The strangest thing about the recent shutdown fight in Congress is that a quarrel ostensibly about health-care subsidies failed to stir any real debate about health-care reform. Washington prefers not to open that can of worms. The fact remains, this system’s defects weren’t just the proximate cause of the past month’s paralysis. They also help drive the country’s deeper political and fiscal dysfunction.
Democrats refused to keep the government running unless so-called enhanced Affordable Care Act subsidies — introduced in 2021 in response to the pandemic and scheduled to expire at the end of this year — were extended. Letting the additional subsidies disappear would raise the cost of insurance for many Americans and impose especially steep increases on families making between 400% and 500% of the poverty line (that is, between $129,000 and $161,000).
The income-related cutoff in the original ACA was too abrupt. Restoring it now that premiums are much higher than four years ago is harsh and disruptive. It would doubtless cause many families who suddenly found themselves on the wrong side of the subsidy cliff to go uninsured. So yes, this needs fixing. Two problems. Permanently extending the pandemic enhancement would cost about $350 billion over 10 years — $350 billion that the government doesn’t have.
Also, making this patch of the ACA a condition for keeping the government running doesn’t seem all that, you know, democratic, given that Democrats issued their ultimatum in defiance of the White House and majorities in both houses of Congress: “Mend our broken health reform, or we shut Washington down.” Who could refuse?
Both parties are muddled. The Democrats’ position is that Obamacare was a historic triumph — but letting it revert to its pre-pandemic design will cause great suffering. The Republicans’ position is that it was a historic error — but they’ve no idea how to correct it. Congresswoman Marjorie Taylor Greene says her party should “start formulating” a plan. What has it been doing for the past 15 years? House Speaker Mike Johnson says he’s got “notebooks full of ideas.” I think he means notebooks full of excuses. A short-term fix for the abrupt increase in post-subsidy premiums is indeed likely: Republicans will want the issue to go away between now and the mid-terms. But a tweak is all it will be. Every few decades, battles over this issue show how difficult real health-care reform is. Even Obamacare — “a big (expletive deleted) deal,” as somebody once said — was very far from comprehensive reform. But grappling with the root causes of dysfunction is what’s needed; sooner or later it will happen, or else this ludicrous system might tank the entire economy.
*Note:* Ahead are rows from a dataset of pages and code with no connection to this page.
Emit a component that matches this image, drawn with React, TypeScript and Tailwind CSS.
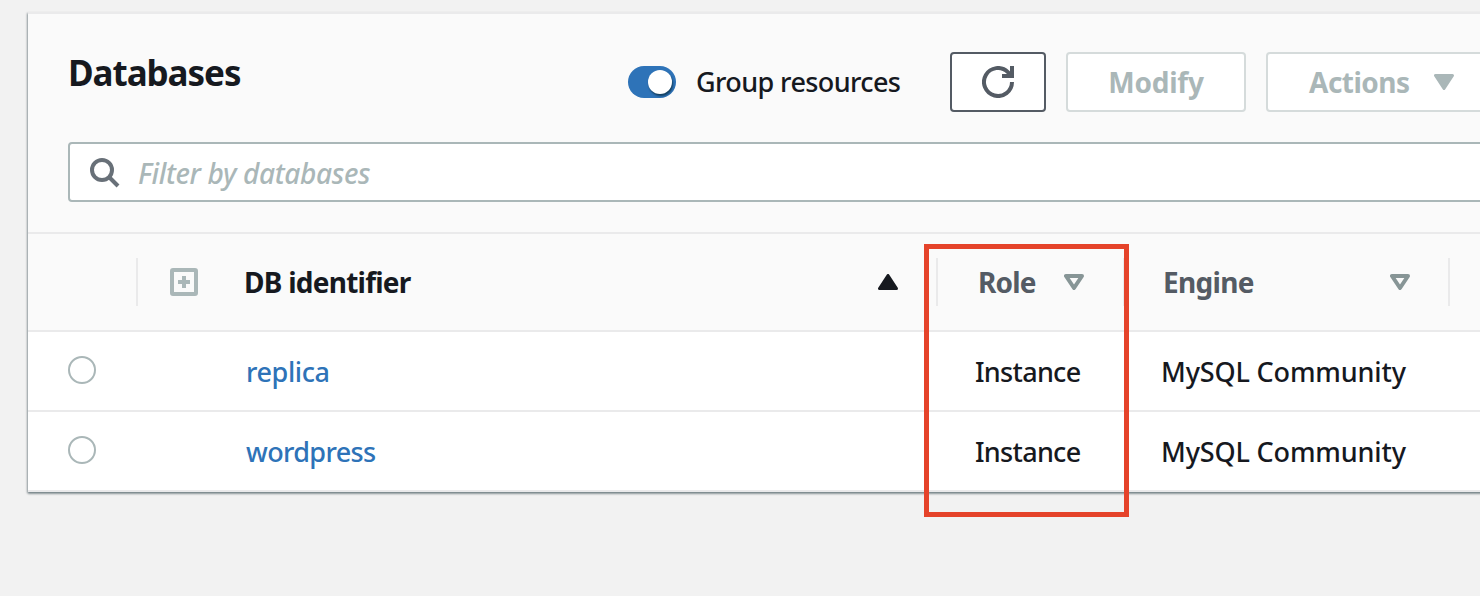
import React from 'react';

const rows = [
  { id: 'replica', role: 'Instance', engine: 'MySQL Community', tracking: 'tracking-[-0.4px]' },
  { id: 'wordpress', role: 'Instance', engine: 'MySQL Community', tracking: 'tracking-[-0.65px]' },
];

function SortTriangle() {
  return (
    <svg width="20" height="16" viewBox="0 0 20 16" className="shrink-0">
      <path d="M2 2H18L10 14Z" fill="none" stroke="#879596" strokeWidth="4" strokeLinejoin="round" />
    </svg>
  );
}

function SolidTriangle({ up = false, color }: { up?: boolean; color: string }) {
  return (
    <svg width="20" height="16" viewBox="0 0 20 16" className="shrink-0">
      <path d={up ? 'M1.5 14.5H18.5L10 1.5Z' : 'M1.5 1.5H18.5L10 14.5Z'} fill={color} stroke={color} strokeWidth="3" strokeLinejoin="round" />
    </svg>
  );
}

function Divider() {
  return <span className="h-12 w-0.5 shrink-0 bg-[#eaeaeb]" />;
}

export default function App() {
  return (
    <div className="relative h-[596px] w-[1480px] overflow-hidden bg-[#f2f2f2] pt-3 pl-7 font-['Noto_Sans','Open_Sans',sans-serif] text-[28px] leading-10 font-medium whitespace-nowrap text-[#16191f]">
      <main className="h-[480px] w-[1500px] border-t-2 border-[#eaeaeb] bg-[#fafafa] shadow-[0_2px_2px_0_rgba(0,28,36,0.35),-1px_1px_2px_0_rgba(0,28,36,0.3)]">
        <header className="flex h-32 pt-[38px] pl-10">
          <h1 className="-mt-px w-[560px] text-[35px] leading-[44px] font-bold tracking-[-1.05px]">Databases</h1>
          <div className="flex h-[60px] items-center">
            <span className="flex h-8 w-12 items-center justify-end rounded-full bg-[#2e73b8] pr-1">
              <span className="size-6 rounded-full bg-white shadow-[1px_2px_2px_rgba(0,28,36,0.6)]" />
            </span>
            <span className="ml-5 w-[254px] text-[27px] tracking-[-0.6px]">Group resources</span>
          </div>
          <button className="flex h-[60px] w-24 items-center justify-center rounded-[4px] border-2 border-[#545b64] bg-white">
            <svg width="32" height="32" viewBox="0 0 32 32" fill="none" stroke="#545b64" strokeWidth="4">
              <path d="M30 16A14 14 0 1 1 25.9 6.1L29 9.5" />
              <path d="M20 10H30V0" />
            </svg>
          </button>
          <button className="ml-5 flex h-[60px] w-[180px] items-center justify-center rounded-[4px] border-2 border-[#d5dbdb] bg-white font-bold tracking-[-0.2px] text-[#aab7b8]">Modify</button>
          <button className="ml-5 flex h-[60px] w-[240px] items-center rounded-[4px] border-2 border-[#d5dbdb] bg-white pl-[41px] font-bold text-[#aab7b8]">
            <span className="w-[125px] text-left tracking-[-0.5px]">Actions</span>
            <SolidTriangle color="#aab7b8" />
          </button>
        </header>
        <div className="ml-10 flex h-[60px] items-center rounded-[4px] border-2 border-[#aab7b8] bg-white pl-5">
          <svg className="translate-y-px" width="30" height="30" viewBox="0 0 30 30" fill="none" stroke="#687078" strokeWidth="4">
            <circle cx="12" cy="12" r="10" />
            <path d="M19 19L28 28" />
          </svg>
          <span className="ml-[18px] translate-y-px tracking-[-0.35px] text-[#aab7b8] italic">Filter by databases</span>
        </div>
        <section className="mt-[30px]">
          <div className="flex h-[100px] items-center border-y-2 border-[#eaeaeb] font-bold">
            <span className="w-[108px]" />
            <Divider />
            <svg className="ml-8 shrink-0" width="28" height="28" viewBox="0 0 28 28" fill="none" stroke="#aab7b8" strokeWidth="4">
              <rect x="2" y="2" width="24" height="24" rx="1" />
              <path d="M8 14H20M14 8V20" />
            </svg>
            <span className="ml-[46px] w-[634px] tracking-[-0.75px]">DB identifier</span>
            <SolidTriangle up color="#16191f" />
            <span className="ml-[38px] flex"><Divider /></span>
            <span className="ml-10 w-[86px] tracking-[-0.8px] text-[#545b64]">Role</span>
            <SortTriangle />
            <span className="ml-[39px] flex"><Divider /></span>
            <span className="ml-[38px] w-[227px] tracking-[-0.7px] text-[#545b64]">Engine</span>
            <SortTriangle />
            <span className="ml-[38px] flex"><Divider /></span>
          </div>
          {rows.map((row) => (
            <div key={row.id} className="flex h-20 items-center border-b-2 border-[#eaeaeb] bg-white pl-10 text-[27px]">
              <span className="size-7 -translate-y-px rounded-full border-2 border-[#aab7b8]" />
              <a className={`ml-[150px] w-[729px] translate-y-px text-[#2e73b8] ${row.tracking}`}>{row.id}</a>
              <span className="w-[186px] translate-y-px tracking-[-0.7px]">{row.role}</span>
              <span className="translate-y-px tracking-[-0.15px]">{row.engine}</span>
            </div>
          ))}
        </section>
      </main>
      <div className="absolute top-[244px] left-[924px] h-[273px] w-[205px] border-[5px] border-[#e5432a]" />
    </div>
  );
}
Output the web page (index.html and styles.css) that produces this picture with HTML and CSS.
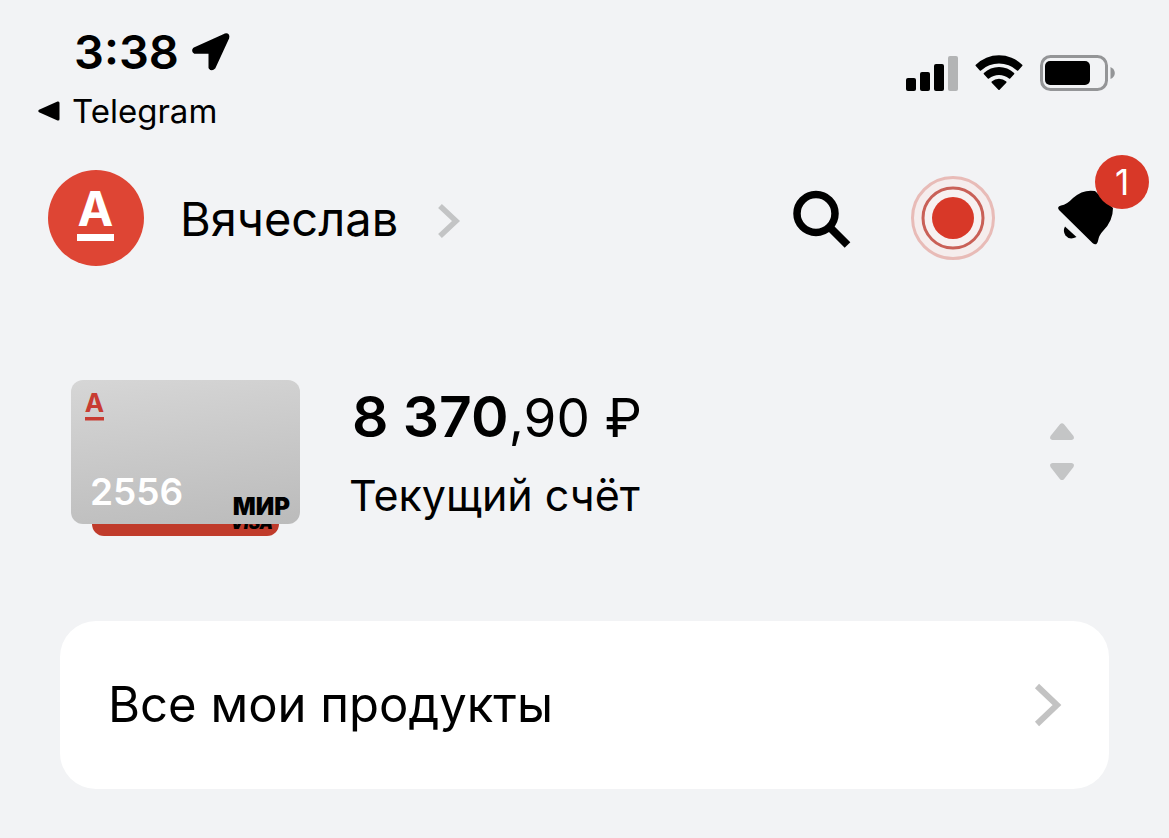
FILE: index.html
```html
<!DOCTYPE html>
<html lang="ru">
<head>
<meta charset="utf-8">
<meta name="viewport" content="width=device-width, initial-scale=1">
<title>Главная</title>
<link rel="stylesheet" href="styles.css">
</head>
<body>
<div class="status">
  <div class="status-left">
    <div class="clock">
      <time>3:38</time>
      <svg class="location" viewBox="0 0 38 38" aria-hidden="true"><path d="M2.500 15.800 33 2Q36.800 1 35.700 4.800L22 34.500Q19.800 37 18 34.500V21Q18 19.300 16.500 19.300H3Q.5 18 2.500 15.800Z" stroke="#000" stroke-width="3" stroke-linejoin="round"/></svg>
    </div>
    <a class="back" href="#">
      <svg class="back-arrow" viewBox="0 0 22 20" aria-hidden="true"><path d="M1 8.800 19.500.5Q21.500 0 21.500 2V18Q21.500 20 19.500 19.500L1 11.200Q-.8 10 1 8.800Z"/></svg>
      Telegram
    </a>
  </div>
  <div class="status-icons">
    <svg class="signal" viewBox="0 0 52 35" aria-hidden="true"><rect x="0" y="22" width="10" height="13" rx="2"/><rect x="14" y="16" width="10" height="19" rx="2"/><rect x="28" y="8" width="10" height="27" rx="2"/><rect x="42" y="0" width="10" height="35" rx="2" fill="#b3b4b5"/></svg>
    <svg class="wifi" viewBox="0 0 48 36" aria-hidden="true"><path d="M.8 9.800A33 33 0 0 1 47.200 9.800Q47.800 10.400 47.200 11L43.200 15.400Q42.600 15.900 42 15.400A27 27 0 0 0 6 15.400Q5.400 15.900 4.800 15.400L.8 11Q.2 10.400.8 9.800Z"/><path d="M8.900 18A22 22 0 0 1 39.100 18Q39.700 18.600 39.100 19.200L35.200 23.600Q34.600 24.100 34 23.600A15.500 15.500 0 0 0 14 23.600Q13.400 24.100 12.800 23.600L8.900 19.200Q8.300 18.600 8.900 18Z"/><path d="M16.700 26.500A11 11 0 0 1 31.300 26.500Q31.900 27.100 31.300 27.700L24.600 34.800Q24 35.300 23.400 34.800L16.700 27.700Q16.100 27.100 16.700 26.500Z"/></svg>
    <svg class="battery" viewBox="0 0 75 36" aria-hidden="true"><rect x="1.500" y="1.500" width="65" height="33" rx="9" fill="none" stroke="#949597" stroke-width="3"/><rect x="5" y="6" width="45" height="24" rx="5"/><path d="M70.500 12Q74.800 14 74.800 18T70.500 24Z" fill="#949597"/></svg>
  </div>
</div>

<header class="header">
  <a class="profile" href="#">
    <svg class="avatar" viewBox="0 0 96 96" aria-hidden="true"><circle cx="48" cy="48" r="48" fill="#de4534"/><text class="logo-letter" x="47.500" y="56" font-size="48">А</text><rect x="29" y="64" width="37" height="7" fill="#fff"/></svg>
    <span class="name">Вячеслав</span>
    <svg class="chevron-small" viewBox="0 0 22 34" aria-hidden="true"><path d="M2 2 18 17 2 32" fill="none" stroke="#c3c4c5" stroke-width="5.500"/></svg>
  </a>
  <div class="actions">
    <button class="icon-button search" type="button" aria-label="Поиск"><svg viewBox="0 0 58 58"><circle cx="23" cy="22.500" r="19" fill="none" stroke="#000" stroke-width="7.500"/><path d="M36.500 36 54.500 54" fill="none" stroke="#000" stroke-width="8"/></svg></button>
    <button class="icon-button stories" type="button" aria-label="Истории"><svg viewBox="0 0 84 84"><circle cx="42" cy="42" r="40.500" fill="#f5eded" stroke="#e8bbb7" stroke-width="3"/><circle cx="42" cy="42" r="30" fill="#f7f1f1" stroke="#c96057" stroke-width="3"/><circle cx="42" cy="42" r="21" fill="#d83828"/></svg></button>
    <button class="icon-button bell" type="button" aria-label="Уведомления: 1">
      <svg viewBox="0 0 56 58"><path d="M1 20Q-1.500 16.500 3 15.500 9 14.500 15 8 25-1 37 1L55 18Q55 31 45 41 41 45 40 51 38.500 56.500 34.500 53Z"/><path d="M7 36.500 18.500 47Q11.500 50.500 7.500 45.500 4.500 41 7 36.500Z"/></svg>
      <span class="badge">1</span>
    </button>
  </div>
</header>

<main class="main">
  <section class="account">
    <div class="cards">
      <div class="card-under"><span class="visa">VISA</span></div>
      <div class="card">
        <svg class="card-logo" viewBox="0 0 20 30" aria-hidden="true"><text class="card-letter" x="9.500" y="19" font-size="26">А</text><rect x="0" y="24" width="19" height="3.500"/></svg>
        <div class="card-bottom"><span class="digits">2556</span><span class="mir">МИР</span></div>
      </div>
    </div>
    <div class="balance">
      <div class="amount"><b>8 370</b>,90 ₽</div>
      <div class="account-name">Текущий счёт</div>
    </div>
    <button class="switcher" type="button" aria-label="Сменить счёт"><svg viewBox="0 0 26 58"><path d="M11 1.200Q13-.7 15 1.200L24.500 13Q26 16.500 22.500 17H3.500Q0 16.500 1.500 13ZM3.500 40H22.500Q26 40.500 24.500 44L15 56.200Q13 58 11 56.200L1.500 44Q0 40.500 3.500 40Z" fill="#c4c5c6"/></svg></button>
  </section>
  <a class="products" href="#">
    <span>Все мои продукты</span>
    <svg class="chevron" viewBox="0 0 26 42" aria-hidden="true"><path d="M2 2 22 21 2 40" fill="none" stroke="#c3c3c3" stroke-width="6"/></svg>
  </a>
</main>
</body>
</html>
```
FILE: styles.css
```css
* {
  box-sizing: border-box;
}

body {
  margin: 0;
  background: #f2f3f5;
  color: #000;
  font-family: Inter, "Noto Sans", sans-serif;
}

a {
  color: inherit;
  text-decoration: none;
}

button {
  padding: 0;
  border: 0;
  background: none;
  font: inherit;
  cursor: pointer;
}

svg {
  display: block;
  flex: none;
  overflow: visible;
}

.status {
  display: flex;
  justify-content: space-between;
  padding: 24px 54px 0 38px;
}

.clock {
  display: flex;
  align-items: center;
  gap: 13px;
  padding-left: 36px;
  font-size: 47px;
  font-weight: 600;
  line-height: 56px;
}

.location {
  width: 38px;
  height: 38px;
}

.back {
  display: flex;
  align-items: center;
  gap: 12px;
  margin-top: 12px;
  font-size: 33px;
  line-height: 38px;
}

.back-arrow {
  width: 22px;
  height: 20px;
}

.status-icons {
  display: flex;
  align-items: center;
  gap: 17px;
  height: 36px;
  margin-top: 31px;
}

.signal {
  width: 52px;
  height: 35px;
}

.wifi {
  width: 48px;
  height: 36px;
}

.battery {
  width: 75px;
  height: 36px;
}

.header {
  display: flex;
  align-items: center;
  justify-content: space-between;
  margin-top: 40px;
  padding: 0 55px 0 48px;
}

.profile {
  display: flex;
  align-items: center;
}

.avatar {
  width: 96px;
  height: 96px;
}

.logo-letter {
  fill: #fff;
  font-weight: 700;
  text-anchor: middle;
}

.name {
  margin-left: 36px;
  padding-top: 2px;
  font-size: 47px;
  line-height: 56px;
}

.chevron-small {
  width: 22px;
  height: 34px;
  margin: 6px 0 0 40px;
}

.actions {
  display: flex;
  align-items: center;
}

.icon-button svg {
  width: 100%;
}

.search {
  width: 58px;
  padding-top: 4px;
}

.stories {
  width: 84px;
  margin: 0 63px 0 60px;
}

.bell {
  position: relative;
  width: 56px;
  padding-top: 2px;
}

.badge {
  position: absolute;
  top: -33px;
  right: -35px;
  width: 54px;
  height: 54px;
  border-radius: 50%;
  background: #d83828;
  color: #fff;
  font-size: 35px;
  line-height: 54px;
  text-align: center;
}

.main {
  padding: 114px 60px 50px;
}

.account {
  display: flex;
  align-items: flex-start;
  padding: 0 34px 0 11px;
}

.cards {
  position: relative;
  flex: none;
  width: 229px;
  padding-bottom: 12px;
}

.card-under {
  position: absolute;
  right: 21px;
  bottom: 0;
  left: 21px;
  height: 40px;
  border-radius: 12px;
  background: #c03b2b;
}

.visa {
  position: absolute;
  right: 6px;
  bottom: 3px;
  font-size: 17px;
  font-style: italic;
  font-weight: 900;
  line-height: 20px;
}

.card {
  position: relative;
  display: flex;
  flex-direction: column;
  justify-content: space-between;
  height: 144px;
  padding: 13px 10px 6px 14px;
  border-radius: 12px;
  background: linear-gradient(172deg, #d6d6d6, #bbb);
}

.card-logo {
  width: 20px;
  height: 30px;
  fill: #c83c32;
}

.card-letter {
  font-weight: 700;
  text-anchor: middle;
}

.card-bottom {
  display: flex;
  align-items: flex-end;
  justify-content: space-between;
}

.digits {
  padding: 0 0 4px 5px;
  color: #fff;
  font-size: 37px;
  font-weight: 600;
  line-height: 44px;
}

.mir {
  font-size: 24px;
  font-weight: 900;
  line-height: 22px;
}

.balance {
  flex: 1;
  margin-left: 49px;
}

.amount {
  padding-left: 3px;
  font-size: 53px;
  line-height: 74px;
}

.amount b {
  font-size: 57px;
  font-weight: 600;
}

.account-name {
  margin-top: 12px;
  font-size: 43px;
  line-height: 56px;
}

.switcher {
  width: 26px;
  margin-top: 43px;
}

.products {
  display: flex;
  align-items: center;
  justify-content: space-between;
  margin-top: 85px;
  padding: 54px 48px;
  border-radius: 36px;
  background: #fff;
  font-size: 49px;
  line-height: 60px;
}

.chevron {
  width: 26px;
  height: 42px;
}
```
These points are familiar but bear repeating: Health spending in the US stands at 17% of gross domestic product and the trend is upward. Comparable countries spend an average of 11%. (In dollar terms, the US spends more than twice as much per capita on health as the UK, even though Britain’s NHS provides universal coverage.) In return for colossal, ever-increasing public and private outlays, Americans on most measures get worse results, and millions of them are left under-insured or uninsured. Providers and insurers are paid too much. The system purports to be market-based. It isn’t. Pricing is opaque and the competitive pressures that deliver cost-effectiveness in other industries are almost entirely absent.
Anxiety over the cost and complexity of health care and the attendant threat of financial ruin is pervasive. It’s part of the economic insecurity that fuels political disenchantment and partisan polarisation. The growing fiscal burden will eventually be insupportable. Given all that, the system’s resilience is impressive. The critical ingredient, without doubt, is its reliance on tax-sheltered employer-provided insurance. First adopted as a way to evade wage controls (talk about unintended consequences) during World War II, it has deluded tens of millions of Americans into thinking their health care is free — and they won’t stand for this precious gift being taken away.
In fact, of course, they’re paying for it in the form of much lower wages. But the system draws a veil over costs to users, enabling systemic inefficiencies, empowering rent-seekers and guaranteeing that any serious efforts at reform will be unpopular.